Sears Holdings Corp Chairman Eddie Lampert won a bankruptcy auction to buy the once iconic U.S. retailer after presenting an improved offer of US$5.2 billion, Sears said on Thursday, allowing it to keep its more than 400 stores running.
Sears picked Lampert’s hedge fund ESL Investments Inc as the winner at a bankruptcy court-supervised auction after his latest bid topped an earlier US$5 billion proposal following weeks of talks.
The deal would preserve up to 45,000 jobs and ESL would acquire substantially all of the company, including its “Go Forward Stores” on a going-concern basis, Sears said.
“We are pleased to have reached a deal that would provide a path for Sears to emerge from the chapter 11 process,” the restructuring committee of Sears’ board of directors said in a statement.

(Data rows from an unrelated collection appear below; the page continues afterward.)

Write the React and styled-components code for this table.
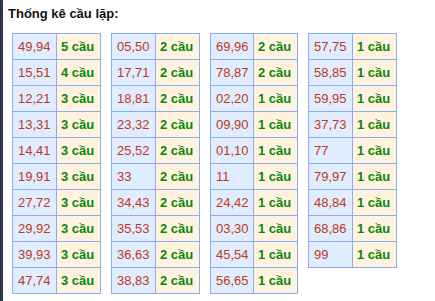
import React from 'react';
import { styled, createGlobalStyle } from 'styled-components';

const GlobalStyle = createGlobalStyle`
  html, body {
    margin: 0;
    padding: 0;
    background: #ffffff;
  }
  body {
    font-family: 'Liberation Sans', Arial, sans-serif;
  }
`;

const Page = styled.div`
  min-height: 301px;
  box-sizing: border-box;
  border-left: 3px solid #2f3549;
  padding: 6px 0 0 5px;
`;

const Title = styled.h3`
  margin: 0;
  font-size: 13px;
  line-height: 15px;
  font-weight: bold;
  color: #111;
`;

const Grid = styled.div`
  display: flex;
  align-items: flex-start;
  gap: 10px;
  margin-top: 12px;
  padding-left: 4px;
`;

const Table = styled.table`
  border-collapse: collapse;
  table-layout: fixed;
  font-size: 13px;
`;

const Cell = styled.td`
  height: 25px;
  padding: 0 0 0 ${(p) => (p.$num ? '5px' : '4px')};
  border: 1px solid #8aabf5;
  white-space: nowrap;
  background: ${(p) => (p.$num ? '#e0ecff' : '#fff3e0')};
  color: ${(p) => (p.$num ? '#c2381a' : '#0a870a')};
  font-weight: ${(p) => (p.$num ? 'normal' : 'bold')};
  vertical-align: middle;
`;

const tables = [
  {
    w: 44,
    rows: [
      ['49,94', 5], ['15,51', 4], ['12,21', 3], ['13,31', 3], ['14,41', 3],
      ['19,91', 3], ['27,72', 3], ['29,92', 3], ['39,93', 3], ['47,74', 3],
    ],
  },
  {
    w: 44,
    rows: [
      ['05,50', 2], ['17,71', 2], ['18,81', 2], ['23,32', 2], ['25,52', 2],
      ['33', 2], ['34,43', 2], ['35,53', 2], ['36,63', 2], ['38,83', 2],
    ],
  },
  {
    w: 43,
    rows: [
      ['69,96', 2], ['78,87', 2], ['02,20', 1], ['09,90', 1], ['01,10', 1],
      ['11', 1], ['24,42', 1], ['03,30', 1], ['45,54', 1], ['56,65', 1],
    ],
  },
  {
    w: 44,
    rows: [
      ['57,75', 1], ['58,85', 1], ['59,95', 1], ['37,73', 1], ['77', 1],
      ['79,97', 1], ['48,84', 1], ['68,86', 1], ['99', 1],
    ],
  },
];

function App() {
  return (
    <>
      <GlobalStyle />
      <Page>
        <Title>Thống kê cầu lặp:</Title>
        <Grid>
          {tables.map((t, i) => (
            <Table key={i} style={{ width: t.w + 45 }}>
              <colgroup>
                <col style={{ width: t.w }} />
                <col style={{ width: 44 }} />
              </colgroup>
              <tbody>
                {t.rows.map(([pair, n]) => (
                  <tr key={pair}>
                    <Cell $num>{pair}</Cell>
                    <Cell>{n} cầu</Cell>
                  </tr>
                ))}
              </tbody>
            </Table>
          ))}
        </Grid>
      </Page>
    </>
  );
}

export default App;
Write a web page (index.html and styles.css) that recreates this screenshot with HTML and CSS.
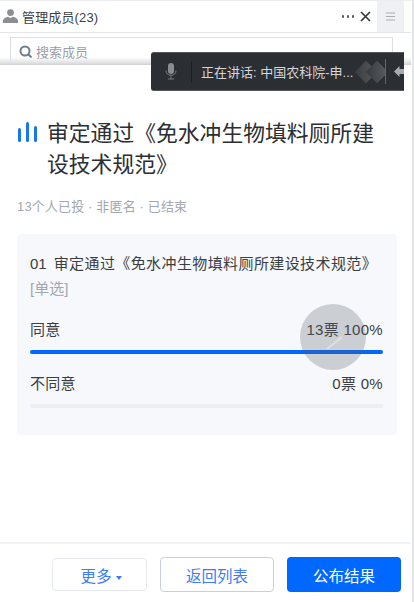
FILE: index.html
```html
<!DOCTYPE html>
<html lang="en">
<head>
    <meta charset="UTF-8">
    <meta name="viewport" content="width=device-width, initial-scale=1.0">
    <title>投票结果</title>
    <link rel="stylesheet" href="styles.css">
</head>
<body>

<div class="window">
    <div class="members-bar">
        <div class="members-title">
            <svg class="user-icon" width="17" height="14" viewBox="0 0 17 14"><circle cx="8.5" cy="3.6" r="3.4" fill="#8b8f94"/><path d="M1 14v-2.2c0-2 2.6-3.6 5-4l2.500 1.200 2.500-1.200c2.400.4 5 2 5 4V14z" fill="#8b8f94"/></svg>
            <span>管理成员(23)</span>
        </div>
        <div class="members-actions">
            <span class="dots"><i></i><i></i><i></i></span>
            <svg width="11" height="11" viewBox="0 0 11 11"><path d="M1 1l9 9M10 1l-9 9" stroke="#33363a" stroke-width="1.600" fill="none"/></svg>
        </div>
        <div class="menu-btn">
            <svg width="9" height="9" viewBox="0 0 9 9"><path d="M0 1h9M0 4.500h9M0 8h9" stroke="#a9adb2" stroke-width="1"/></svg>
        </div>
    </div>

    <div class="search-strip">
        <div class="search-box">
            <svg width="14" height="14" viewBox="0 0 14 14"><circle cx="6" cy="6" r="4.500" stroke="#6e7c92" stroke-width="2" fill="none"/><path d="M9.500 9.500l3 3" stroke="#6e7c92" stroke-width="2"/></svg>
            <span>搜索成员</span>
        </div>
    </div>

    <div class="content">
        <div class="vote-title">
            <svg class="chart-icon" width="19" height="20" viewBox="0 0 19 20"><rect x="0" y="6" width="3" height="14" rx="1.500" fill="#1677f0"/><rect x="8" y="0" width="3" height="20" rx="1.500" fill="#1677f0"/><rect x="16" y="4" width="3" height="16" rx="1.500" fill="#1677f0"/></svg>
            <h1>审定通过《免水冲生物填料厕所建设技术规范》</h1>
        </div>
        <p class="vote-meta">13个人已投 · 非匿名 · 已结束</p>

        <div class="result-card">
            <div class="question"><span>01</span><span class="question-text">审定通过《免水冲生物填料厕所建设技术规范》</span></div>
            <div class="question-type">[单选]</div>

            <div class="option first">
                <div class="option-row"><span>同意</span><span>13票 100%</span></div>
                <div class="track"><div class="fill" style="width:100%"></div></div>
            </div>
            <div class="option">
                <div class="option-row"><span>不同意</span><span>0票 0%</span></div>
                <div class="track"><div class="fill" style="width:0%"></div></div>
            </div>
        </div>
    </div>

    <div class="footer">
        <button class="btn btn-more">更多<i class="caret"></i></button>
        <button class="btn btn-back">返回列表</button>
        <button class="btn btn-publish">公布结果</button>
    </div>

    <!-- speaking toolbar floats over the page -->
    <div class="speaking-bar">
        <svg class="mic" width="12" height="17" viewBox="0 0 12 17"><rect x="3" y="0" width="6" height="11" rx="3" fill="#8a8d90"/><path d="M1 7.500c0 3 2 4.800 5 4.800s5-1.800 5-4.800M6 12.300V16M3 16h6" stroke="#777a7d" stroke-width="1" fill="none"/></svg>
        <span class="bar-divider"></span>
        <span class="speaking-text">正在讲话: 中国农科院-申...</span>
        <div class="bar-deco">
            <i class="diamond"></i><i class="diamond"></i>
        </div>
        <svg class="back-arrow" width="13" height="11" viewBox="0 0 13 11"><path d="M0 5.500L5.500 0v3H13v5H5.500v3z" fill="#a9abad"/></svg>
    </div>

    <!-- touch indicator -->
    <div class="touch-dot">
        <svg width="26" height="26" viewBox="0 0 26 26"><path d="M7 25L22 13" stroke="#dfe0e3" stroke-width="2" fill="none"/></svg>
    </div>
</div>

</body>
</html>
```

FILE: styles.css
```css
* {
    box-sizing: border-box;
}
html, body {
    margin: 0;
    padding: 0;
    background-color: white;
}
body {
    font-family: "Liberation Sans", "Noto Sans CJK SC", sans-serif;
    color: #33363b;
}
.window {
    position: relative;
    width: 414px;
    height: 602px;
    overflow: hidden;
    display: flex;
    flex-direction: column;
    border-top: 1px solid #eceef0;
    border-right: 2px solid #e3e4e6;
    padding-right: 1px;
}
.members-bar {
    display: flex;
    align-items: center;
    height: 32px;
    flex-shrink: 0;
    border-bottom: 1px solid #e4e5e8;
    padding-left: 2px;
}
.members-title {
    display: flex;
    align-items: center;
    gap: 3px;
    flex: 1;
    margin-top: -1px;
    font-size: 13px;
    letter-spacing: 0.15px;
    color: #3c3f44;
}
.members-actions {
    display: flex;
    align-items: center;
    gap: 6px;
    margin-right: 6px;
}
.dots {
    display: flex;
    gap: 2.500px;
}
.dots i {
    width: 2.500px;
    height: 2.500px;
    border-radius: 50%;
    background-color: #55585c;
}
.menu-btn {
    display: flex;
    align-items: center;
    justify-content: center;
    width: 27px;
    height: 31px;
    margin-right: 7px;
    background-color: #eef0f3;
}
.search-strip {
    height: 32px;
    flex-shrink: 0;
    padding: 4px 18px 0 10px;
    overflow: hidden;
    background-color: white;
    position: relative;
}
.search-strip::after {
    content: "";
    position: absolute;
    left: 0;
    right: 0;
    bottom: 0;
    height: 8px;
    background: linear-gradient(to bottom, rgba(225, 226, 228, 0), #e2e3e5 70%, #cfd0d2 100%);
}
.search-box {
    display: flex;
    align-items: center;
    gap: 3px;
    height: 32px;
    padding: 0 0 3px 8px;
    border: 1px solid #dcdfe8;
    background-color: white;
    font-size: 13px;
    color: #9a9ea6;
}
.content {
    padding: 0 15px 0 17px;
    margin-right: -1px;
}
.vote-title {
    display: flex;
    align-items: flex-start;
    gap: 10px;
    margin-top: 53px;
    padding-right: 12px;
}
.chart-icon {
    flex-shrink: 0;
    margin: 4px 0 0 1px;
}
.vote-title h1 {
    margin: 0;
    font-size: 21.800px;
    font-weight: normal;
    line-height: 31px;
    color: #2b2e33;
}
.vote-meta {
    margin: 17px 0 0;
    font-size: 13px;
    line-height: 20px;
    letter-spacing: 0.15px;
    color: #a3a7ae;
}
.result-card {
    margin-top: 17px;
    height: 201px;
    padding: 20px 14px 0 13px;
    border-radius: 4px;
    background-color: #f6f8fc;
}
.question {
    display: flex;
    gap: 7px;
    font-size: 15px;
    line-height: 20px;
    white-space: nowrap;
    color: #3a3d42;
}
.question-text {
    letter-spacing: 0.4px;
}
.question-type {
    margin-top: 5px;
    font-size: 15px;
    line-height: 20px;
    color: #a3a7ae;
}
.option {
    margin-top: 20px;
}
.option.first {
    margin-top: 21px;
}
.option-row {
    display: flex;
    justify-content: space-between;
    font-size: 15px;
    line-height: 20px;
    letter-spacing: 0.3px;
    color: #3a3d42;
}
.track {
    height: 4px;
    margin-top: 10px;
    border-radius: 2px;
    background-color: #eceef2;
}
.fill {
    height: 100%;
    border-radius: 2px;
    background-color: #0068ff;
}
.footer {
    display: flex;
    align-items: center;
    justify-content: flex-end;
    gap: 13px;
    margin-top: auto;
    height: 60px;
    flex-shrink: 0;
    padding: 3px 10px 0 0;
    border-top: 2px solid #f2f3f6;
}
.btn {
    height: 35px;
    width: 114px;
    padding: 0;
    border-radius: 4px;
    font-family: inherit;
    font-size: 15.500px;
    cursor: pointer;
}
.btn-more {
    width: 95px;
    height: 33px;
    padding-left: 3px;
    border: 1px solid #e6e9f0;
    background-color: white;
    color: #3d7cf5;
}
.caret {
    display: inline-block;
    margin-left: 4px;
    vertical-align: 2px;
    border-left: 3px solid transparent;
    border-right: 3px solid transparent;
    border-top: 4px solid #3d7cf5;
}
.btn-back {
    border: 1px solid #c9cfdb;
    background-color: white;
    color: #3d7cf5;
}
.btn-publish {
    border: none;
    background-color: #0068ff;
    color: white;
}
.speaking-bar {
    position: absolute;
    left: 151px;
    top: 51px;
    width: 253px;
    height: 39px;
    display: flex;
    align-items: center;
    padding-left: 14px;
    border-radius: 3px 0 0 3px;
    background-color: #2b2e32;
    border-top: 1px solid #55585b;
    border-bottom: 1px solid #55585b;
    color: #d6d7d8;
    font-size: 13px;
    overflow: hidden;
}
.mic {
    flex-shrink: 0;
}
.bar-divider {
    flex-shrink: 0;
    width: 1px;
    height: 22px;
    margin: 0 9px 0 14px;
    background-color: #1c1e21;
}
.speaking-text {
    flex-shrink: 0;
    width: 154px;
    white-space: nowrap;
}
.bar-deco {
    flex-shrink: 0;
    display: flex;
    align-items: center;
    width: 31px;
    height: 25px;
    padding-left: 3px;
    overflow: hidden;
    border-right: 1px solid #63666a;
}
.diamond {
    flex-shrink: 0;
    width: 16px;
    height: 16px;
    margin-right: -5px;
    transform: rotate(45deg);
    background: linear-gradient(45deg, #37393d, #5a5d61);
}
.back-arrow {
    flex-shrink: 0;
    margin-left: 8px;
}
.touch-dot {
    position: absolute;
    left: 300px;
    top: 303px;
    width: 66px;
    height: 66px;
    display: flex;
    align-items: center;
    justify-content: center;
    border-radius: 50%;
    background-color: rgba(90, 92, 98, 0.27);
}
```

There remains a chance the deal could fall apart, as it still must be documented and approved by a U.S. bankruptcy judge.
A hearing to approve the sale is currently scheduled for Feb. 1 and, if successful, the transaction is expected to close on or about Feb. 8, Sears said.
Lampert’s only challenger in the auction was Sears itself, and how much it would reap in a sale of its businesses and assets in pieces, sources familiar with the matter told Reuters on Wednesday.
Sears had believed Lampert’s earlier bids fell short of covering the bills the retailer has racked up since filing for bankruptcy protection in October.
More than 20 U.S. retailers, including Sears and Toys ‘R’ US, have filed for bankruptcy since the start of 2017, succumbing to the onslaught of fierce e-commerce competition from companies like Amazon.com Inc.
Weil, Gotshal & Manges LLP provided legal counsel to Sears during the auction.